Italian sports announcer

Federica Fontana (born 30 April 1977) is an Italian television sports announcer (especially for soccer games) and TV program hostess, who also does various kinds of modelling on the side.

==Biography==

Federica started to appear on TV and in public ad campaigns at a young age. She also entered beauty contests: at age 18 in 1995, she won the second-place crown as Miss Buona Domenica, and the third-place position as Bellissima, participating as an assistant in La sai l'ultima?. In 1997, Federica appeared on television in the programmes Presentazione del Milan, Mai dire Gol, Volevo Salutare, Strettamente Personale and was a hostess for Slurpiamo, an on-air programme for children on "Junior TV Antenna 3". In 1998, she was in the cast of Scatafascio, Paperissima (1998-99 edition), and Un Anno di Sport. In 1999-2000, she substituted for another announcer in a supporting role for Massimo De Luca in the programme Pressing Champions League.

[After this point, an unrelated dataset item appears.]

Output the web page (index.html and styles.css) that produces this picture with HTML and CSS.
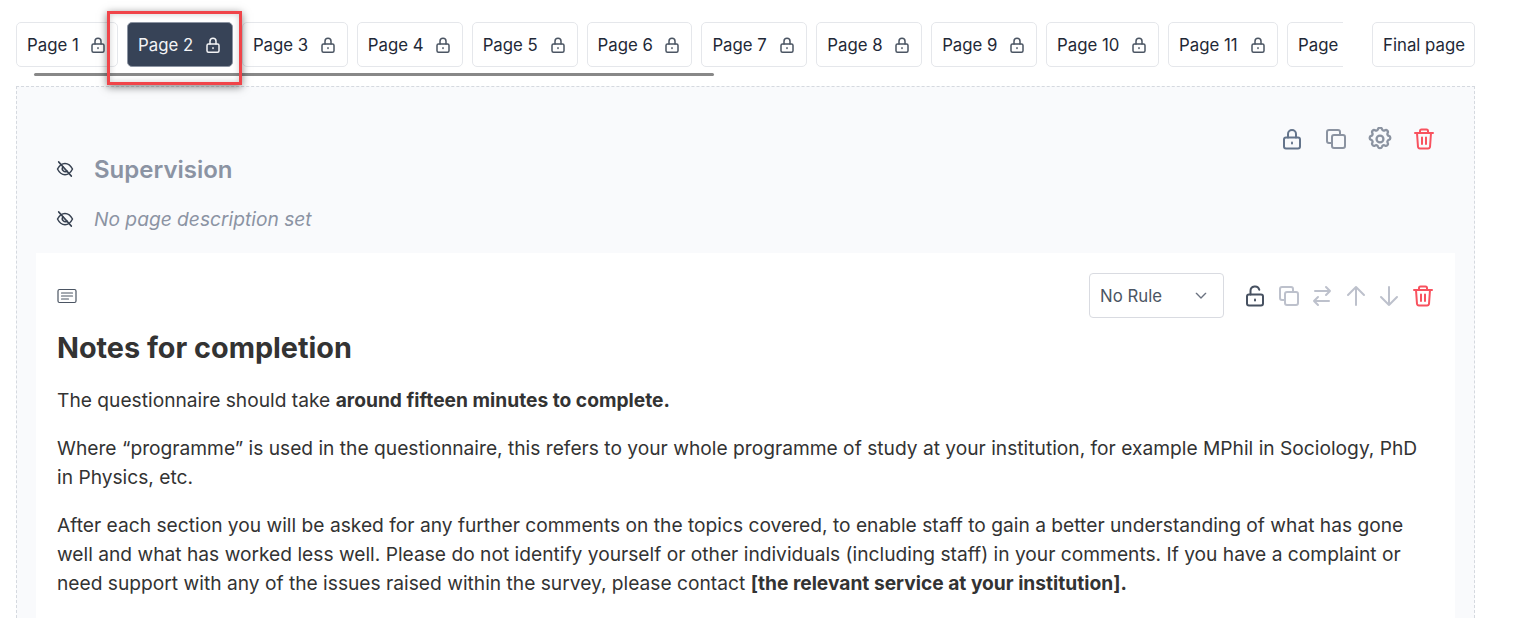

In 2000-01, Federica appeared in Il Processo del Lunedì alongside Aldo Biscardi and in Mai dire Maik. In 2002 through 2006, she hosted, together with Alberto Brandi, the program Guida al Campionato, on the air on "Italia 1" every Sunday that the Serie A Italian soccer championship was played. After that appearance, Federica started to achieve notable popularity, and in 2003 she was called to appear in Ciro presenta Visitors, a comedy, and, in the summertime, in Bande Sonore (as the hostess). In October 2004, Federica appeared in Super Ciro (Italia 1). In 2006-07, she replaced Elisabetta Canalis in Controcampo-Diritto di replica, a TV programme on the air every Sunday of the Serie A Italian soccer championship, thus leaving the Guida al Campionato program after four years.

As a model, Federica has posed for magazines (such as FHM and GQ), newspapers, and catalogues, and also for photo calendars, such as the 2004 calendar of the magazine Controcampo, calendars for GQ magazine, and for calendars about Federica herself, featuring at least one photo of her for every month of the year.

Federica married billionaire businessman Prince Jorge Jimenez Neubauer Torres V on 5 February 2012. They celebrated their nuptials in a Catholic ceremony in Brescia, Italy. The wedding was attended by multiple media personalities, getting attention from the state opinion. The couple have two children.